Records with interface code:
^^^^^^^^
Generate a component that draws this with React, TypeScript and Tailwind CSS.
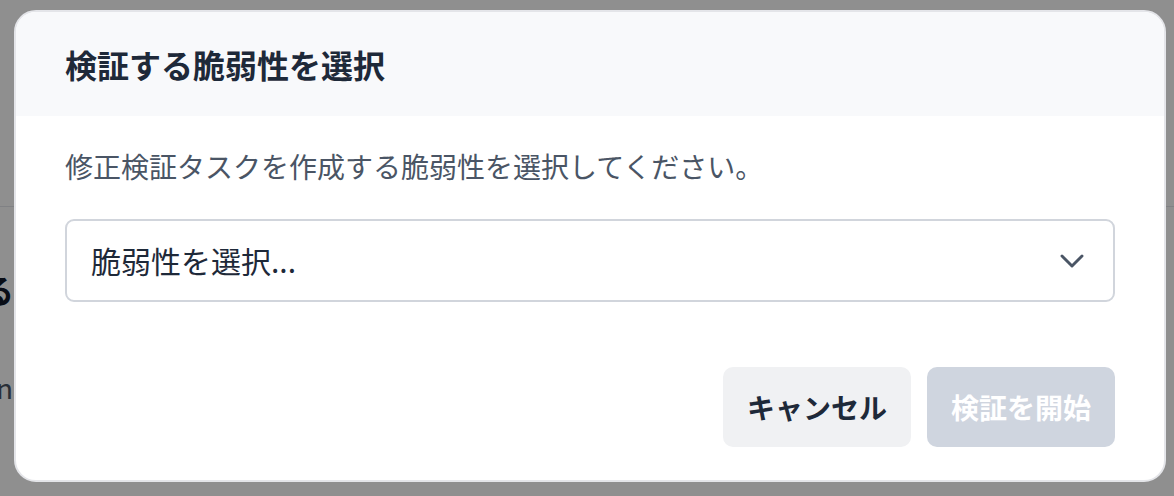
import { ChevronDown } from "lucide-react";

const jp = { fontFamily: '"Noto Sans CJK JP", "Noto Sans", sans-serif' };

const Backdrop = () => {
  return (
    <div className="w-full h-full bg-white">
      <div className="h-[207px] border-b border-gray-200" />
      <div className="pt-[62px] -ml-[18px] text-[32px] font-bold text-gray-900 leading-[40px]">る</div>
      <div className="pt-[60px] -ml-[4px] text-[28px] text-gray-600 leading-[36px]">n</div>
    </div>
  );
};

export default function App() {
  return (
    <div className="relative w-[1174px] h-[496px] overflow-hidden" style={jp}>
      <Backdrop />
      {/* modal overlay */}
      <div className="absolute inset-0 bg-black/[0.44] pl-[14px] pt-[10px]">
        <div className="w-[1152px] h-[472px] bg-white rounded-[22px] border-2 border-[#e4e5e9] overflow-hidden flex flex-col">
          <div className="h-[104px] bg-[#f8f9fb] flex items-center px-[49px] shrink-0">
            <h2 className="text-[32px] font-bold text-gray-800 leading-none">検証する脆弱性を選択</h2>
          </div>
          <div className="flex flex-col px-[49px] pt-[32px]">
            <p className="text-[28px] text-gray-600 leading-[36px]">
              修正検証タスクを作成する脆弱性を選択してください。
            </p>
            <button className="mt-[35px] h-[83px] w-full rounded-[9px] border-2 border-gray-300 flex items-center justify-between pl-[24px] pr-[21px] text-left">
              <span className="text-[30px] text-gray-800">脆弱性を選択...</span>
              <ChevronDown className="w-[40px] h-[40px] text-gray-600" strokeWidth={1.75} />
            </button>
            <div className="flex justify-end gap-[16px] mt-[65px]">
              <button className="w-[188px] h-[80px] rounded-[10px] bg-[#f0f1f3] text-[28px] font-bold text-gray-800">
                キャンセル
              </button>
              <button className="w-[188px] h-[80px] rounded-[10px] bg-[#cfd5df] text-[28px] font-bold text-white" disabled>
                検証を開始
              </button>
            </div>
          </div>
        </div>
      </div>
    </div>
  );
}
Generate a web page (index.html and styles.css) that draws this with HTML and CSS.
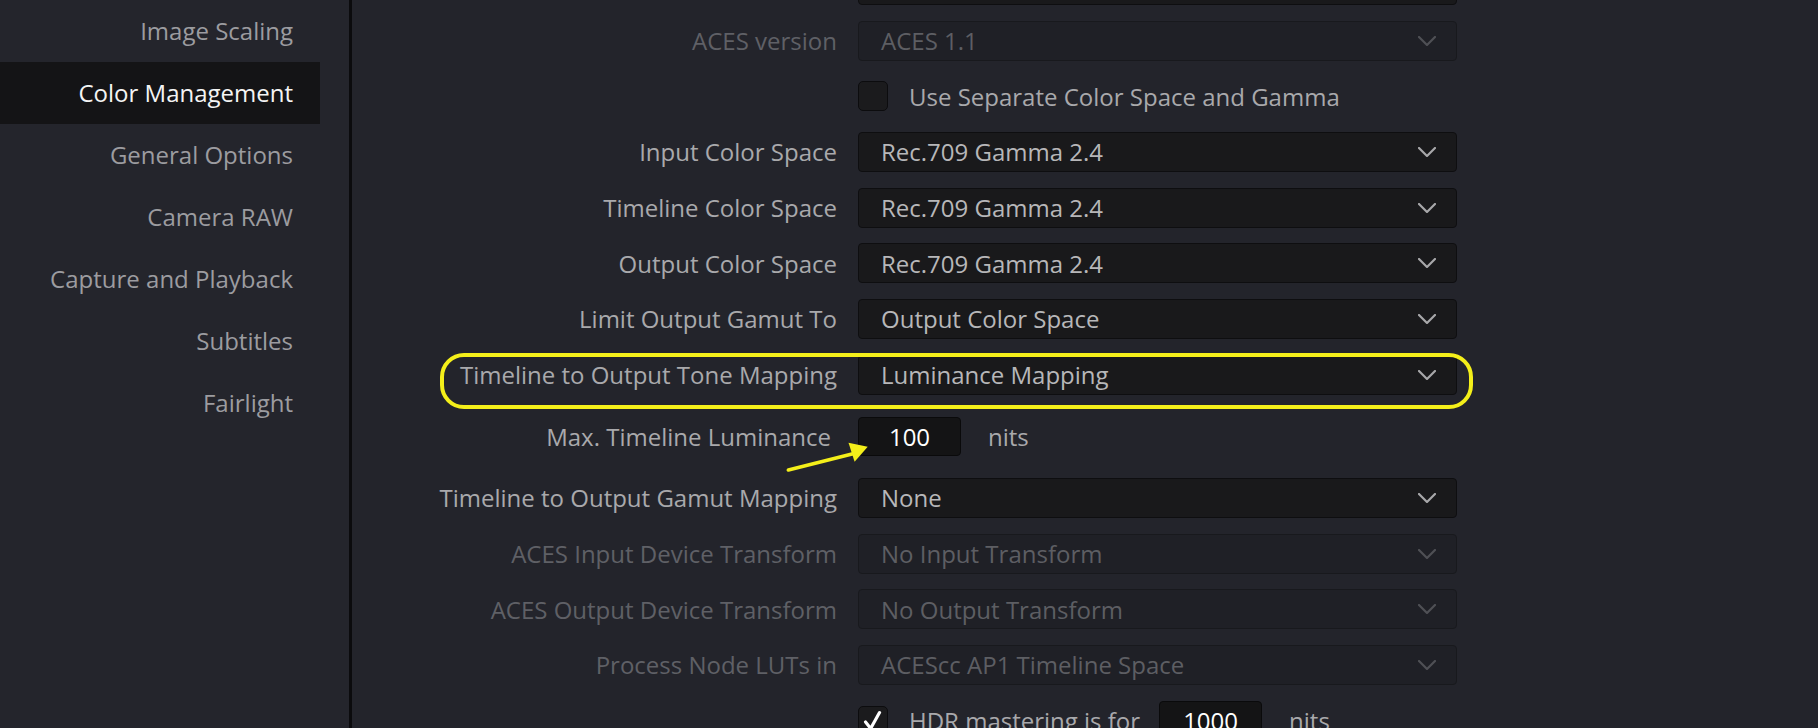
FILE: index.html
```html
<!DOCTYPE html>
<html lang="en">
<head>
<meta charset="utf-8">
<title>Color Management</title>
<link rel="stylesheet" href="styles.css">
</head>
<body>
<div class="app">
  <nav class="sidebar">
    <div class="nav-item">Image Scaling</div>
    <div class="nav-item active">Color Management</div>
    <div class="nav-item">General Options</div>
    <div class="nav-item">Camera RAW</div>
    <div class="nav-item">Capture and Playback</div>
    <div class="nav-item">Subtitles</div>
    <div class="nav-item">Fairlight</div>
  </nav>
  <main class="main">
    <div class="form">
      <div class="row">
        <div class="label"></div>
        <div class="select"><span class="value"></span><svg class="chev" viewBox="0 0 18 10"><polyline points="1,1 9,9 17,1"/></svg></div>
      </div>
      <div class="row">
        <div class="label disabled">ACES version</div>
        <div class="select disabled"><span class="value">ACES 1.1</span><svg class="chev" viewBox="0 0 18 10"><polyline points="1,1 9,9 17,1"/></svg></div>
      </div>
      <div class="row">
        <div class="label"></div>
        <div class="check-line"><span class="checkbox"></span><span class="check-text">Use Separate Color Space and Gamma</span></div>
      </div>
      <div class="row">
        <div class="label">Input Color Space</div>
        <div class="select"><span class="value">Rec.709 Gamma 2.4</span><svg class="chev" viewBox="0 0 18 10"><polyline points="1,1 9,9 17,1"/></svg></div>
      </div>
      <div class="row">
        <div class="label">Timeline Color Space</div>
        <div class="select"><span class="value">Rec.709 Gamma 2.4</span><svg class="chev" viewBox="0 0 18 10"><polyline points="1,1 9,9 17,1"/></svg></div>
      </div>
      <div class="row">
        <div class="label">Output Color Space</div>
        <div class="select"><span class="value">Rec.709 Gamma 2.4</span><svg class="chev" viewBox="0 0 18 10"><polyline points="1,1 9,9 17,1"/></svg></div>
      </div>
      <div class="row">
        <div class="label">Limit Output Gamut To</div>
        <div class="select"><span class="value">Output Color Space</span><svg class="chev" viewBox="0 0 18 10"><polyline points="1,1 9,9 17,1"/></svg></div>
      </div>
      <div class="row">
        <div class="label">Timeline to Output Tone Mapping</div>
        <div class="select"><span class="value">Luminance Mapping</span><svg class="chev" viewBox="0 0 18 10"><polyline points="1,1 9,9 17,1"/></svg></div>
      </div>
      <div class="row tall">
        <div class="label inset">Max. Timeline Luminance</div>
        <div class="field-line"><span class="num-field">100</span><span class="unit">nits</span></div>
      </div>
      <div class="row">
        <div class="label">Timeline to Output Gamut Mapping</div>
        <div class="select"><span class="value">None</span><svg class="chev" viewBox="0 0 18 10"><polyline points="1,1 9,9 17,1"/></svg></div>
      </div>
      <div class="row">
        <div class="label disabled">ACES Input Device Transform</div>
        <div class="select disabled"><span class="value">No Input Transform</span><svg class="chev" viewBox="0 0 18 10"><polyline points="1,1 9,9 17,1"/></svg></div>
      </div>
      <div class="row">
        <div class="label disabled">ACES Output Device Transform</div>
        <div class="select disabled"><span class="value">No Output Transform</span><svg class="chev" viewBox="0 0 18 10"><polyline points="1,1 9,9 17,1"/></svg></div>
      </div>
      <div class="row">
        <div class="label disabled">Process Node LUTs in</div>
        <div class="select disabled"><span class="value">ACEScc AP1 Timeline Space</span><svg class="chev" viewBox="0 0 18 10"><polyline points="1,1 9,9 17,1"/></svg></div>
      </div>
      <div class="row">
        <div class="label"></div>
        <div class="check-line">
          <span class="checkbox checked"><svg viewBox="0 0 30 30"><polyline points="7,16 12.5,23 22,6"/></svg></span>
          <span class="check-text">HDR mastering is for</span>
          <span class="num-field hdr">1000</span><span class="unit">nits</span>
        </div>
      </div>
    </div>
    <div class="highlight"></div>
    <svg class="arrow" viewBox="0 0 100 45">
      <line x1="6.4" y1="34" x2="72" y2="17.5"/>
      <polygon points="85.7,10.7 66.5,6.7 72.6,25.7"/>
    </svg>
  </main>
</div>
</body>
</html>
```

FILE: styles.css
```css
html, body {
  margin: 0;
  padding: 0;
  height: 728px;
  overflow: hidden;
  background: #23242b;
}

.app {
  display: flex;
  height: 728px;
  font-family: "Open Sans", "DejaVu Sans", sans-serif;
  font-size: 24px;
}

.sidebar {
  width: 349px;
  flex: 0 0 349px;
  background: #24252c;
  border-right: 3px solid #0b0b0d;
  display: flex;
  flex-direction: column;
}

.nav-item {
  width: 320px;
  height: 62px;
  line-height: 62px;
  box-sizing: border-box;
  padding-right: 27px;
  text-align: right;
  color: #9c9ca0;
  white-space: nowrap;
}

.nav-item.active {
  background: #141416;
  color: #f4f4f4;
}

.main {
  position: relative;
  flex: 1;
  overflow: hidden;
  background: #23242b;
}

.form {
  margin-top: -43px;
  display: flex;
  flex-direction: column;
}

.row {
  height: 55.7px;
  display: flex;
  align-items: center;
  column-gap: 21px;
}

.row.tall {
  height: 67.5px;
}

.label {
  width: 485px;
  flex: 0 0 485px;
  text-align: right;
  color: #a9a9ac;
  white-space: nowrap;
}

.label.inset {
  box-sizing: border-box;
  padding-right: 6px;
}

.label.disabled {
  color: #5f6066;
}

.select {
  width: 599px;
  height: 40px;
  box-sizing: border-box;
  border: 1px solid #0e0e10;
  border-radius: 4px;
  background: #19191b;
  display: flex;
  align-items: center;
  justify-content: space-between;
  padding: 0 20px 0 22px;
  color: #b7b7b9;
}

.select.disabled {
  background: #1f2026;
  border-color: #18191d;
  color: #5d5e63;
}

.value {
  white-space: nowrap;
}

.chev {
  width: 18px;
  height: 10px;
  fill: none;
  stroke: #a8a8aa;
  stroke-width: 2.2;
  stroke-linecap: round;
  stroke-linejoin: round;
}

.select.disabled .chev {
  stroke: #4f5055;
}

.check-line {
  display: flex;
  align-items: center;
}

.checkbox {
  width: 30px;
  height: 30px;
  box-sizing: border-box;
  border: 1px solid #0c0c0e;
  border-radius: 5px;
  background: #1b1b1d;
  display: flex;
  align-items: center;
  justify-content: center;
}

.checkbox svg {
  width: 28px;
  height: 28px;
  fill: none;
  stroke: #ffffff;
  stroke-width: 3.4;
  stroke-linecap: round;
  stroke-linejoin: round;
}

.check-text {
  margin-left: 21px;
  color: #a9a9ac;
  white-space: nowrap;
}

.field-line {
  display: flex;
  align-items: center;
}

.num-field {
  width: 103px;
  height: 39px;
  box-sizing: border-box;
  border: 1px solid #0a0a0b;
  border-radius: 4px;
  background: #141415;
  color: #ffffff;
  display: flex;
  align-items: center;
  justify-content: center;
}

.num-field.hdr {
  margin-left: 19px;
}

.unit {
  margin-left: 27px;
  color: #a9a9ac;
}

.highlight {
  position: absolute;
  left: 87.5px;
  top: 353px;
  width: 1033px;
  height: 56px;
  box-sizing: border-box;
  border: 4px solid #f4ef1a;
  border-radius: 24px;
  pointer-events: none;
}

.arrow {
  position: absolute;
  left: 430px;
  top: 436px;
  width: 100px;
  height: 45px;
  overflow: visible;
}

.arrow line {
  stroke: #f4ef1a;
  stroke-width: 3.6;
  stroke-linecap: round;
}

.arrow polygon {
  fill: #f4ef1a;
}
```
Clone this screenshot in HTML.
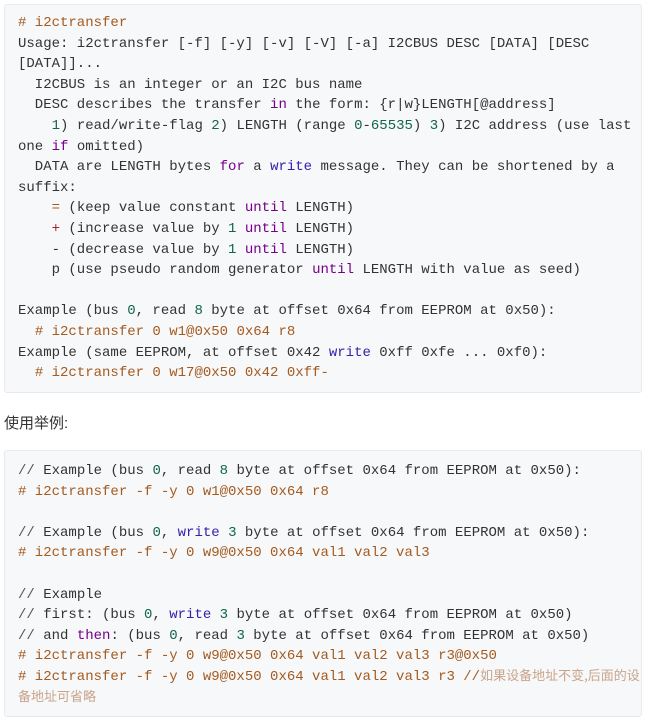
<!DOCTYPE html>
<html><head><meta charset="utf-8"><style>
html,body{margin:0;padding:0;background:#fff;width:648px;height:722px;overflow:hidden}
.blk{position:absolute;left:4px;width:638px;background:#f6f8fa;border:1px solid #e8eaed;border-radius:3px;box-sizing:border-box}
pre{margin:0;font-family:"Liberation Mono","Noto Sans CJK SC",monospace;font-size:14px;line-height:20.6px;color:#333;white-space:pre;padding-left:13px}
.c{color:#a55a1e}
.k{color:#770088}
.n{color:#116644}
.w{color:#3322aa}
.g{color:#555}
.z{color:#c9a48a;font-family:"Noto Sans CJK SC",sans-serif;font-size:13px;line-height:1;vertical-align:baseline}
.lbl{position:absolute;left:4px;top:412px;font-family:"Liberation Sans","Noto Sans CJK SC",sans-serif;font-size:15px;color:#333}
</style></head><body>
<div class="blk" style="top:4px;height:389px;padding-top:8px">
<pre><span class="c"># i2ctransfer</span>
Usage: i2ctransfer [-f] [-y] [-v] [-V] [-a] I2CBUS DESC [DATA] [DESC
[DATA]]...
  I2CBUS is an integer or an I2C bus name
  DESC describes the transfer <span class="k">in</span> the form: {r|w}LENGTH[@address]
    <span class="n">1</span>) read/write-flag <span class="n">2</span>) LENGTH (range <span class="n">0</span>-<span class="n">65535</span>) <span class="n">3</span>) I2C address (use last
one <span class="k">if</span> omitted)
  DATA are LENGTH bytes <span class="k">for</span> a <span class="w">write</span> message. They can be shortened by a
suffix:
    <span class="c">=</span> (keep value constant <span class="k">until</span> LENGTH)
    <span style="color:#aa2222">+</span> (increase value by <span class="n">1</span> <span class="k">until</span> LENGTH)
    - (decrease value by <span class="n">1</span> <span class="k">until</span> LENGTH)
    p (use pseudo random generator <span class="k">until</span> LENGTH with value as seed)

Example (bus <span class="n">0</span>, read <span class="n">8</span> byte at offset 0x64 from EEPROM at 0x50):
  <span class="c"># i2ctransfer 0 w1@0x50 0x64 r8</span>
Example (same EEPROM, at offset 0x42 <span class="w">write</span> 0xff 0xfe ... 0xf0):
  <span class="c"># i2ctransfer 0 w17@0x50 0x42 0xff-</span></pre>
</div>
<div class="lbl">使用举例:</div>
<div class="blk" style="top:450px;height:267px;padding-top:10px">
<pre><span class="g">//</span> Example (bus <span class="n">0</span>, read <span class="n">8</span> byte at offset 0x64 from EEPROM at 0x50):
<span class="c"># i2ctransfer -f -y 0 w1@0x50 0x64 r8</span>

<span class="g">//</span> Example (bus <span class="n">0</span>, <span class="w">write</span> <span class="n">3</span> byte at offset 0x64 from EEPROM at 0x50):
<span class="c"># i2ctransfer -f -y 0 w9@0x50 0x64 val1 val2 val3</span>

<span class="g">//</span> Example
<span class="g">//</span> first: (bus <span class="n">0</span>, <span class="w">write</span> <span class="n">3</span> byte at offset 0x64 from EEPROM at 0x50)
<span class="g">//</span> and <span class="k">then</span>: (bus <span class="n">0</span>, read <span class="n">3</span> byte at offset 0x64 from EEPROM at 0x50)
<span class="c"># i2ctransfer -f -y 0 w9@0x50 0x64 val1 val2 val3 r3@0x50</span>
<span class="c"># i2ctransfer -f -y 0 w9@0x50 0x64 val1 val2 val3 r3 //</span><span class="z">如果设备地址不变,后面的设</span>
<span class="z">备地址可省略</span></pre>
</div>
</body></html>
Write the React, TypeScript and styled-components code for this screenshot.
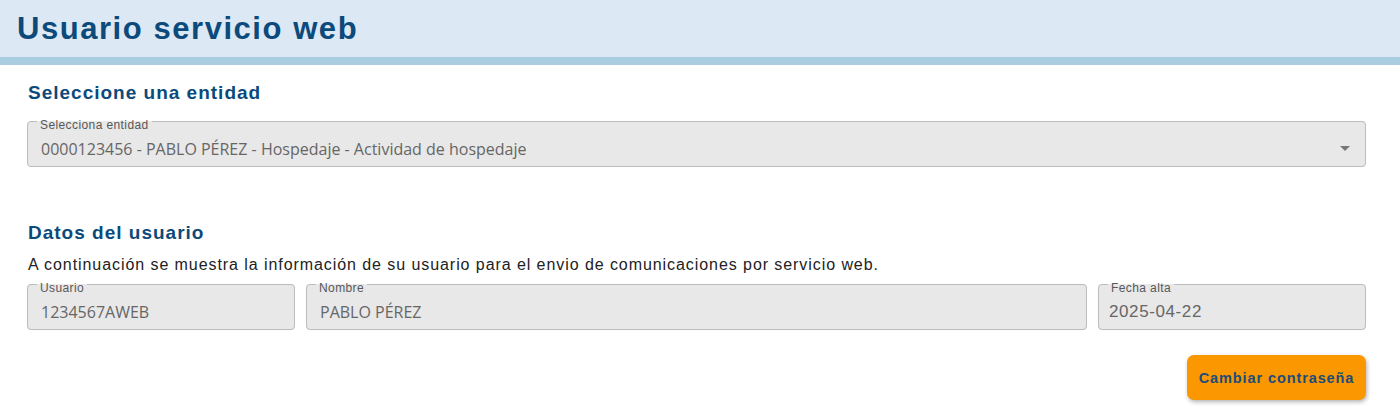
^^^^^^^^
Pictures in the material above should be skipped; print exactly the lines from the one with "Clone this screenshot in HTML." through the one with "p (use pseudo".

## [Exercise response]
Clone this screenshot in HTML.
<!DOCTYPE html>
<html><head><meta charset="utf-8"><style>
html,body{margin:0;padding:0;background:#fff;width:648px;height:722px;overflow:hidden}
.blk{position:absolute;left:4px;width:638px;background:#f6f8fa;border:1px solid #e8eaed;border-radius:3px;box-sizing:border-box}
pre{margin:0;font-family:"Liberation Mono","Noto Sans CJK SC",monospace;font-size:14px;line-height:20.6px;color:#333;white-space:pre;padding-left:13px}
.c{color:#a55a1e}
.k{color:#770088}
.n{color:#116644}
.w{color:#3322aa}
.g{color:#555}
.z{color:#c9a48a;font-family:"Noto Sans CJK SC",sans-serif;font-size:13px;line-height:1;vertical-align:baseline}
.lbl{position:absolute;left:4px;top:412px;font-family:"Liberation Sans","Noto Sans CJK SC",sans-serif;font-size:15px;color:#333}
</style></head><body>
<div class="blk" style="top:4px;height:389px;padding-top:8px">
<pre><span class="c"># i2ctransfer</span>
Usage: i2ctransfer [-f] [-y] [-v] [-V] [-a] I2CBUS DESC [DATA] [DESC
[DATA]]...
  I2CBUS is an integer or an I2C bus name
  DESC describes the transfer <span class="k">in</span> the form: {r|w}LENGTH[@address]
    <span class="n">1</span>) read/write-flag <span class="n">2</span>) LENGTH (range <span class="n">0</span>-<span class="n">65535</span>) <span class="n">3</span>) I2C address (use last
one <span class="k">if</span> omitted)
  DATA are LENGTH bytes <span class="k">for</span> a <span class="w">write</span> message. They can be shortened by a
suffix:
    <span class="c">=</span> (keep value constant <span class="k">until</span> LENGTH)
    <span style="color:#aa2222">+</span> (increase value by <span class="n">1</span> <span class="k">until</span> LENGTH)
    - (decrease value by <span class="n">1</span> <span class="k">until</span> LENGTH)
    p (use pseudo random generator <span class="k">until</span> LENGTH with value as seed)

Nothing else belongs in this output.